Traction alopecia results from repeated physical tension on the hair root. It’s entirely preventable but often overlooked until the damage is significant. Hairstyles most commonly responsible include tight cornrows, locs, braids, buns, ponytails, and hair extensions or weaves, especially when applied to chemically relaxed hair. Even wearing rollers to bed regularly or pulling hair back tightly under a hat or headscarf can contribute.

Ballet dancers, military personnel, and anyone whose job requires tightly pulled-back hair face higher risk. The hair loss typically appears along the hairline and temples, where tension is greatest. Early on, the condition is non-scarring and reversible. But years of sustained pulling can permanently destroy follicles, converting it into a scarring form of hair loss. The key is recognizing the pattern early and loosening the hairstyle before permanent damage sets in.

Scarring Alopecia

Scarring (cicatricial) alopecias are less common but more consequential. In all forms, inflammation targets the upper portion of the hair follicle where stem cells reside. Once those cells are destroyed, the follicle cannot regenerate, and the skin scars over.

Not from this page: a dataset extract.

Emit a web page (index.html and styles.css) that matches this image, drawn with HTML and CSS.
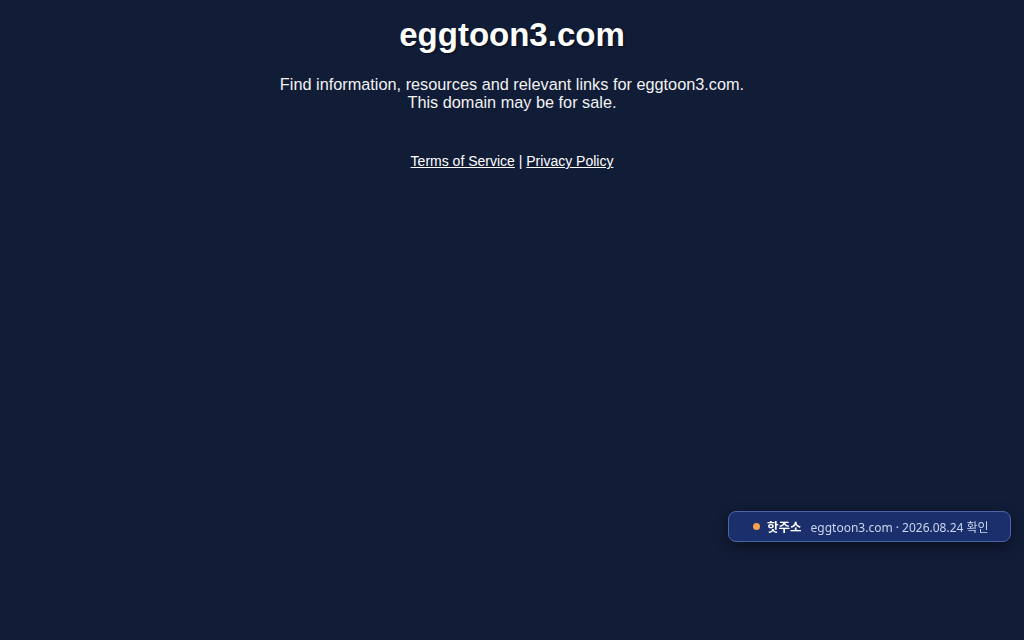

These conditions are classified by the type of inflammatory cell driving the damage: lymphocytes, neutrophils, or a mix of both. Two of the more recognized forms are frontal fibrosing alopecia, which causes a slowly receding hairline with scarring, and central centrifugal cicatricial alopecia (CCCA), the most common cause of scarring hair loss in Black women. CCCA typically begins at the crown and expands outward.

Because scarring alopecia causes permanent loss, early diagnosis matters. The goal of treatment is to stop the inflammation before more follicles are lost, since regrowth in already-scarred areas isn’t possible.